[Records from a dataset]
-- START --
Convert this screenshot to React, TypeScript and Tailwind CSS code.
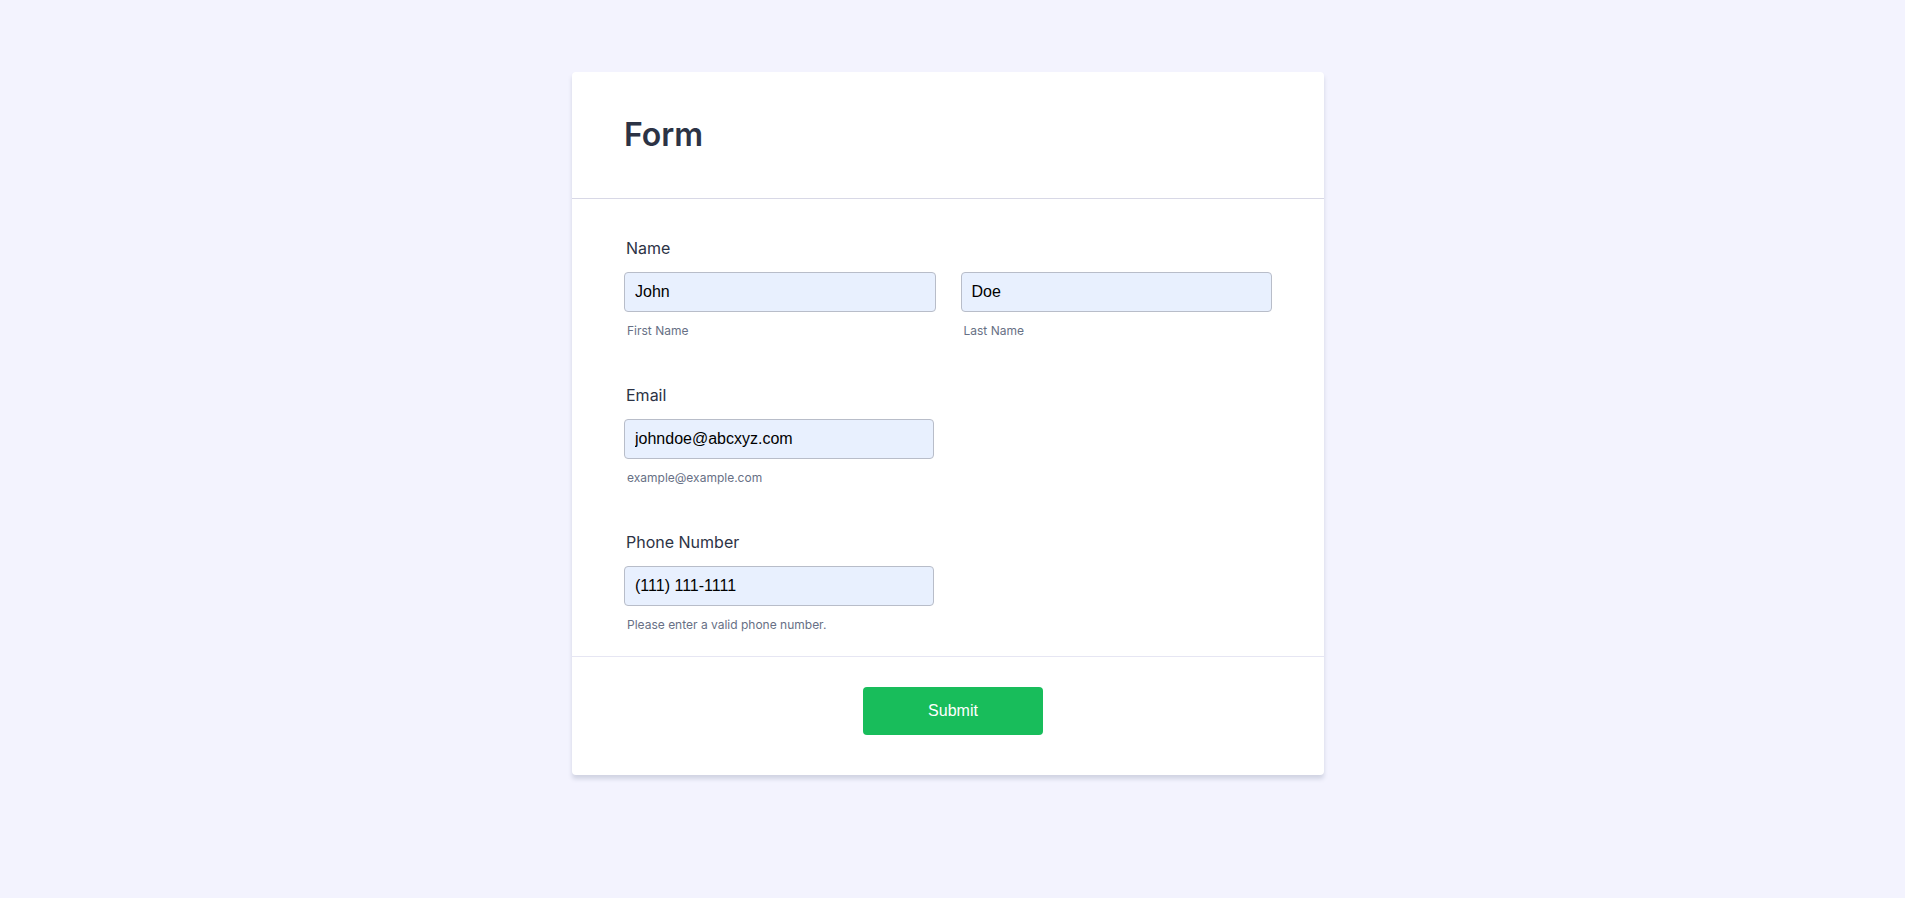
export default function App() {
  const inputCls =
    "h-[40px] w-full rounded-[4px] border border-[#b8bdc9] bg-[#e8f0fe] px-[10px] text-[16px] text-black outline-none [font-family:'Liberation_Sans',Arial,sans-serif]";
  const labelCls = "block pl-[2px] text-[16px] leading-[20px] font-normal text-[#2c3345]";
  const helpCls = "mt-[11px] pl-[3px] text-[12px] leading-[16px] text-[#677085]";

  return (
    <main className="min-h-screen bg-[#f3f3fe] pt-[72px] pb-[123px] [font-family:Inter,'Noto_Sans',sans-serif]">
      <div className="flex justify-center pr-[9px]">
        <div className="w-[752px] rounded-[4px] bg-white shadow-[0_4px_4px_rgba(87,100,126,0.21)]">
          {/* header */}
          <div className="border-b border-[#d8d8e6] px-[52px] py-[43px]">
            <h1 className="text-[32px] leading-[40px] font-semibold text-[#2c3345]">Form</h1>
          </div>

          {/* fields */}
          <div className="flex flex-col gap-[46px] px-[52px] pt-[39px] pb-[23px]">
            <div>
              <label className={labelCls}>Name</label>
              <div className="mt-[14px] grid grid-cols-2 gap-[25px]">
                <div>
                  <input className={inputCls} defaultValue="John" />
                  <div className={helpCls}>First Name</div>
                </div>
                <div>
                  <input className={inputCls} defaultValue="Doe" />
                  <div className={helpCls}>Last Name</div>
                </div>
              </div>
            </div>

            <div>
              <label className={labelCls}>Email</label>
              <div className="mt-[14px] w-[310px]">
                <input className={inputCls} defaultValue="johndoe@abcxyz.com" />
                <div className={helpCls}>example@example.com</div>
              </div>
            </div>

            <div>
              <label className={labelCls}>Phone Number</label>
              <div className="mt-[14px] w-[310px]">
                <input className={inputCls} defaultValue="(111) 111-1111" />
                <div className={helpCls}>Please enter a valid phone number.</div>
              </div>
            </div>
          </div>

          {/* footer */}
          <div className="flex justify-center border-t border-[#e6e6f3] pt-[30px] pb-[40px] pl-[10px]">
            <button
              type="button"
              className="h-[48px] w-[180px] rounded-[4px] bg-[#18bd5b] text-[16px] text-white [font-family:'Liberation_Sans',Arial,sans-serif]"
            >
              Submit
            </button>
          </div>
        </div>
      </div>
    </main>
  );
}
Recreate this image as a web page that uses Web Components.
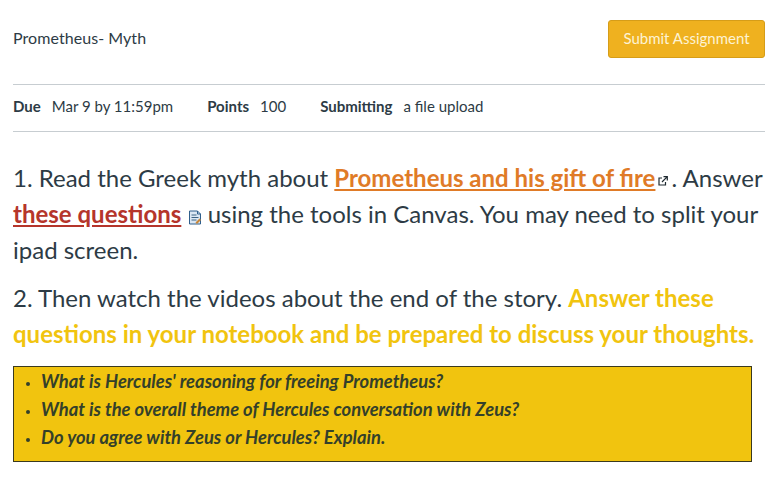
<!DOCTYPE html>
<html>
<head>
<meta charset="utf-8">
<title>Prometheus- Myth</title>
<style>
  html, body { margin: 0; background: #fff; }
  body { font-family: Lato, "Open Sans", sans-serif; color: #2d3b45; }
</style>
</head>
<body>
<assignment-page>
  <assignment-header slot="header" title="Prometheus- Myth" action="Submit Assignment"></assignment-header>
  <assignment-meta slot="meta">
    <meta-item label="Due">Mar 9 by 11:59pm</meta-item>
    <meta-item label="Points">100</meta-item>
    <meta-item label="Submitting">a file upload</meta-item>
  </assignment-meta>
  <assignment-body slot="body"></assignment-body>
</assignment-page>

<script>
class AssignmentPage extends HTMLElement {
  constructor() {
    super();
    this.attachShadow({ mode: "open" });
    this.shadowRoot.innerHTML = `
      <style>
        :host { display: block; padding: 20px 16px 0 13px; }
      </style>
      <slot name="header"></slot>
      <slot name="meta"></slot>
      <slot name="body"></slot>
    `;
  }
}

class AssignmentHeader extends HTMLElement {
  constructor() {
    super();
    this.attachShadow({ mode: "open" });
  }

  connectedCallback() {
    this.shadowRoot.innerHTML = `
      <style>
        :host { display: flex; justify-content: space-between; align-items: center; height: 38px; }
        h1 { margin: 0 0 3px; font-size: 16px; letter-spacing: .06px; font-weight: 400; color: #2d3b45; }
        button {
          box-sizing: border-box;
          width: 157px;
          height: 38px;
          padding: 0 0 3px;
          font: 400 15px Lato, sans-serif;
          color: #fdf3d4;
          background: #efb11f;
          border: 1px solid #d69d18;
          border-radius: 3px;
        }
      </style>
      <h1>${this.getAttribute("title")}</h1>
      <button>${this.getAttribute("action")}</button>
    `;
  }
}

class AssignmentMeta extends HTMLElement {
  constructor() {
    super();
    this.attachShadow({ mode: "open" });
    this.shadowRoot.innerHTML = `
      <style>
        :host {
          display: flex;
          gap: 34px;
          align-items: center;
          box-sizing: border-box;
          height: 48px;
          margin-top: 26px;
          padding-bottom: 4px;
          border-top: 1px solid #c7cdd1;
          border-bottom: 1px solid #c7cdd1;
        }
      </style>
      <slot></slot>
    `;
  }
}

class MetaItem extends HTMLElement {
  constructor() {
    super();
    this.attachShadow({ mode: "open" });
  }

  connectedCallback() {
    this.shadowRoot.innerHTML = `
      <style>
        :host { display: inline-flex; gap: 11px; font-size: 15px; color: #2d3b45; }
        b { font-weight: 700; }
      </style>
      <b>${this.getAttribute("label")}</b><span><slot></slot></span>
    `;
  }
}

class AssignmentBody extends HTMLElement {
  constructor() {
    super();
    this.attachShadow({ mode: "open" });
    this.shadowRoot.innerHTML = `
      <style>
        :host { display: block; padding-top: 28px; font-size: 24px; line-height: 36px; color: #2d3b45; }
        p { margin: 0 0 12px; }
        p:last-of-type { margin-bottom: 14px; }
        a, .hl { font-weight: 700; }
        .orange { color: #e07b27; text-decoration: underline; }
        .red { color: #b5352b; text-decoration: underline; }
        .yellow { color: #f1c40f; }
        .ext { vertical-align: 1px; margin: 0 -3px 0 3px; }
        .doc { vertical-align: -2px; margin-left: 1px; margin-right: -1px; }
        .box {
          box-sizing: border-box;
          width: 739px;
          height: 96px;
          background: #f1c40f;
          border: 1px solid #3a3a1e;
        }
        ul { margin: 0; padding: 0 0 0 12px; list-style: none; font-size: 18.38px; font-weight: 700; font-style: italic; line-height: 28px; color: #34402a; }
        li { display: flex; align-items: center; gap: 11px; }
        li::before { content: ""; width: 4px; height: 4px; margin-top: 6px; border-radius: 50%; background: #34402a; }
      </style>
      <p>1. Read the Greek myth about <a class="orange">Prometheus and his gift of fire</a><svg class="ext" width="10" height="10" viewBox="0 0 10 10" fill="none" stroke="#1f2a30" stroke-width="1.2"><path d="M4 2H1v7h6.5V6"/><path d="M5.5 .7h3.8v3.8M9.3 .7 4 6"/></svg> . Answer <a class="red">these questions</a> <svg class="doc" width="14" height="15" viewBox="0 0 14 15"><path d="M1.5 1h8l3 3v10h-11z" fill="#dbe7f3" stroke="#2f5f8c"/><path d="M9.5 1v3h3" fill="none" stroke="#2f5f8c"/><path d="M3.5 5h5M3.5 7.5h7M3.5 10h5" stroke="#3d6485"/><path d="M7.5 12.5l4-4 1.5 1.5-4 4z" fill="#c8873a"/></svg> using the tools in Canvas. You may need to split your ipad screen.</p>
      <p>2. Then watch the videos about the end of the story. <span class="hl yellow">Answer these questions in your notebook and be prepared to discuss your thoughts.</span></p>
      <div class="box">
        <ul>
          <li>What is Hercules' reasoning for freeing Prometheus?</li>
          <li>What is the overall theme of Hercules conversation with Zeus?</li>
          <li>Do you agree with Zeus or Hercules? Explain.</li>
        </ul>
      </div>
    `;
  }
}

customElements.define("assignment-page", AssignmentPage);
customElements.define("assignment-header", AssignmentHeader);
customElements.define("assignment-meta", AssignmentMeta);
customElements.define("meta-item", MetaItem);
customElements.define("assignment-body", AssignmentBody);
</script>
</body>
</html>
-- END --
◆ GOAL OF THE EXERCISE
Only the stretch from the line with "Recreate this image" through the line with "</assignment-page>" should be copied, exactly and with both ends. Drop the pictures.

◆ WRITTEN SOLUTION
Recreate this image as a web page that uses Web Components.
<!DOCTYPE html>
<html>
<head>
<meta charset="utf-8">
<title>Prometheus- Myth</title>
<style>
  html, body { margin: 0; background: #fff; }
  body { font-family: Lato, "Open Sans", sans-serif; color: #2d3b45; }
</style>
</head>
<body>
<assignment-page>
  <assignment-header slot="header" title="Prometheus- Myth" action="Submit Assignment"></assignment-header>
  <assignment-meta slot="meta">
    <meta-item label="Due">Mar 9 by 11:59pm</meta-item>
    <meta-item label="Points">100</meta-item>
    <meta-item label="Submitting">a file upload</meta-item>
  </assignment-meta>
  <assignment-body slot="body"></assignment-body>
</assignment-page>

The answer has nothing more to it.